Your sister still needs counseling to understand the impact that adoption will have on herself and her child. I'm speaking as both an adopted person and a first mother. She needs counseling to make sure that she is not making a very permanent decision for what could be a very temporary situation.
To get started, I suggest going here for more information. It will give you a jumping off point.
[url=http://relative.adoption.com/]Relative Adoption - Adopt a Relative, Grandchild, Grandson[/url]
Also in there will be links to your state of KS information, so check those out too. Does your sister also live in KS? If not, that will add a bit more to the process as both state laws have to be followed.
You might consider talking with an adoption attorney for a consultation as well. Your sister should consider contacting one as well. This way you both get your own advice because each of you have needs to be addressed individually.

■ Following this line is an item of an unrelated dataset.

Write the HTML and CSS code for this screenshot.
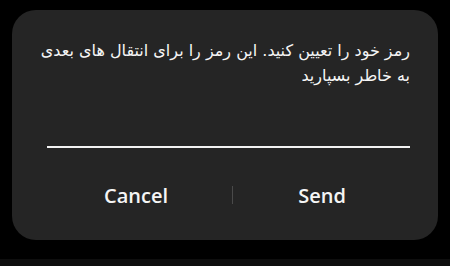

Have you thought/discussed what types of situations might occur in the future with your sister and how they will be handled? It's much better to consider these things now and have somewhat of a plan (plans can always change later if need be) so that everyone is on the same page. Adoption in general can be tricky at times and when you add the family dynamics to the picture, it can be even trickier. So just think about it. Some examples: visits, will child know she is his bmom but call her Aunt X, does your sister understand this is a permanent legal change to her parenting rights (she'll have none) and adoption is not a co-parenting situation?
There's a lot to consider so I'd start with that link and go from there. There is a lot of information to link to from that point.